At the end of the day, what I aim to provide is just a toolkit to abstract away a bunch of the boring work so anyone wanting to make something can get straight to the cool stuff without worrying about implementing “get the model of the vehicle the player is in, if any” in 5 different resources.
Things like implementing a garage or apartments or jobs is not the area of operation for the framework. The framework should simply provide the most commonly written and rewritten functionality as a common base, and then you can put whatever window dressing on that (calling your team a “job” or a “gang” or whatever you want) on that using a resource.
That said, I will of course be working on the most commonly used resources and release that, too. Car dealer, police jorb, ambulance jorb, parking garage, etc etc etc. That is secondary to working on the actual core, though, and I want that flowing like a [inappropriate] in an [inappropriate] before I move on to any of the other stuff.
Rugged, well-tested functions that provide useful tools, like octree and easy data storage. That’s what’s needed first, not garages before there is even a character editor.
I mean… FiveM is the framework… I don’t understand the problem honestly. If you want something, add it. Anything you can do with a framework, you can do without. Albeit you’ll need to find natives but still…

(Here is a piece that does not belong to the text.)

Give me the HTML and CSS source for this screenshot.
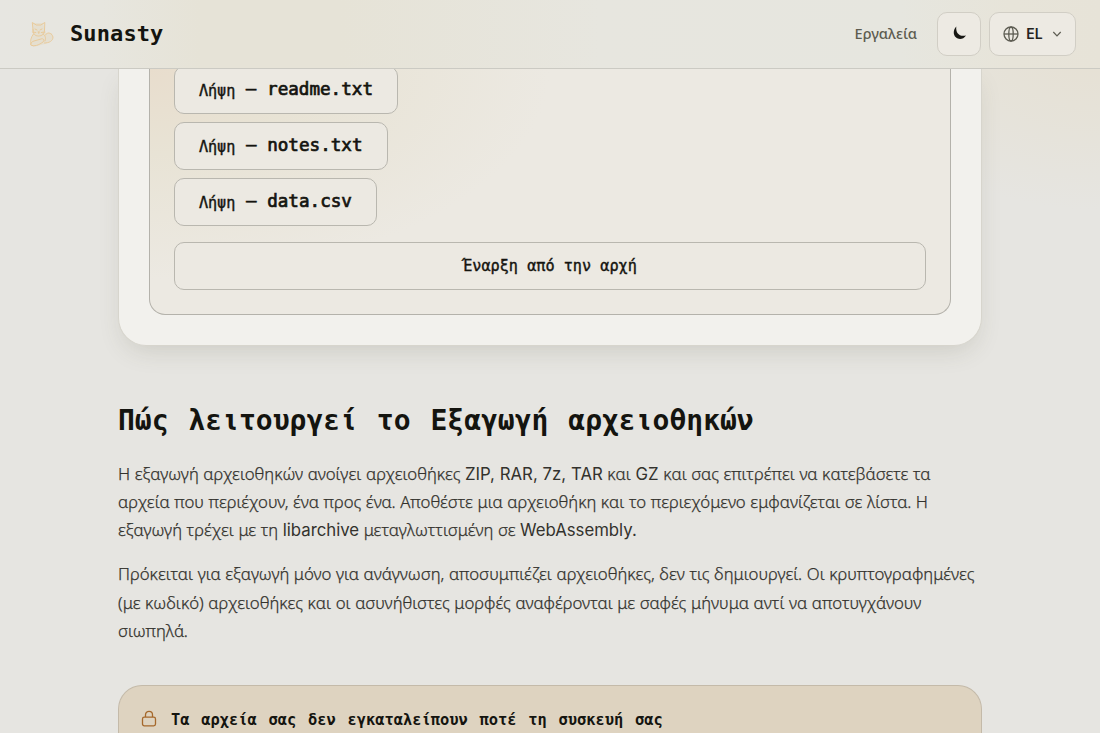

The point of adding another layer on top of FiveM is so that you don’t have to replicate code again and again in different resources. This makes writing resources easier and faster, and cuts down on maintenance complexity.
It’s also a handy way to have resources interoperate.
FiveM, by design, does not have concepts like “player apartment”, “parking”, “character customization”, “persistent player location” or “money” in it. That’s up to the different resources. Frameworks help bring that sort of thing in so your resource can focus on what is unique to it.
Why don’t we start a github repository that is public along with a Dcord guild and a collective of us can come together to create a new up-to-date framework?
Limbo already has both, but if you want to compete that’s no problem for me.
I think pooling our efforts is a better plan, but you might not agree with what is already done for Limbo, and I can respect that.
I don’t have a problem with esx, but it needs to be re-written and updated to fix it’s flaws. You could get esx and just modify it alot, or change the names of the events and such to pretend like it’s a custom framework, but it’s still esx.
What about some of the fundamental design flaws?
Lots and lots of problems with ESX come with the message Attempt to index nil value (upvalue xPlayer)
You’d have to track down a few race conditions, add a bunch of error handling, rewrite some of the core logic. In short, I think it’s more work than it’s worth.
The only upside is that it might end up compatible with existing ESX scripts. With the vast majority of the public ESX scripts being of questionable quality, however, I don’t really know if this is a good thing. Competent developers that have written good ESX scripts can probably port to a new framework very easily, so we’re only really hurting the newbies.
Hurting newbies is a bad thing, obviously, but I think it might be worth it to get rid of some of the absolute crap that is very common at the moment. How many servers run that old version of esx_policejob that hardly functions and just barely scrapes under the limit for a resource warning? Probably thousands of servers!
ESX has had it’s run. Now it’s time to replace it with something built on what we learned from using ESX.
ESX is good, but yeah. Needs something to replace it, maybe some sort of like esx v2 or something. With previous bugs fixed and improved performance, and all that.
Because it’s utter garbage which tries to circumvent as many built-in systems as possible for no reason other than that the author doesn’t like working with the community to improve said built-in systems.
Tell me how you really feel @stannum lol. So, it’s garbage in your opinion because it doesn’t use said built-in systems? But at the same time insult the author for not working with the community to improve said build-in systems… I mean it is an open source project, so the Collective, could use the code if it is an improvement over whats currently in FiveM.
I’m just trying to figure out why the hostility. It seems like you have some personal issues with the guy or something.
no, we could not, since the ‘built-in systems’ are generally written in C++ (and not C#), and replacing said systems entirely would 100% break compatibility with resources that do use them. also licensing concerns are a thing.
that’s why ‘improving’ was explicitly stated. replacing entirely with something incompatible is the opposite of ‘improving’.
No, we have issues with anyone who decides they can do ‘better’ and then rewrites a whole ton of systems for their own release, without even asking if they can contribute to the core project let alone stating what their issues are with said built-in systems so that both the core project can be better (and not only their own release) and their releases can interoperate with any other releases.
The same goes for the author of this ‘txAdmin’ shit, who when asked if he wanted to contribute his code to the core project (before we resumed work on built-in webadmin) responded with nothing but ‘contribute to the project? you high?’, and the vRP author who went ‘hey, there’s a bug in this, but I won’t say what the bug is or work around it in my resource, I rewrote the entire component and the bug doesn’t happen’, and when we fixed the bug just went ‘yeah no I’ll still force people to use my rewrite as ’ even though his rewrite has yet another bug added to it compared to the official fix.
I’m not trying to argue but oddly enough I know about both those situations. And I remember imagic putting in a PR and it was rejected dont remember why off the top of my head.
As for txadmin I know tabarra did say he would work with the collective but you guys refused the way he had it setup already.
I’m not trying to be on any side as it doesn’t benefit anything.
I was just suggesting something that wasn’t mentioned already that seems to be a very viable option.
I didnt know the backstory of NFive and such but to each their own I suppose and as long as it’s making the platform grow than I’m all for it.
The platform is open source so I’m glad its left up to the server owners to decide what can be run for now.
Maybe I’m missing something, but NFive seems to mostly re-implement things that already exist?
It has some database/storage interaction that seems novel, but other than that it looks a lot like what the C# API already in FiveM already does.
Granted, of course, that my cursory glance at it might have missed something like 90% of what it provides.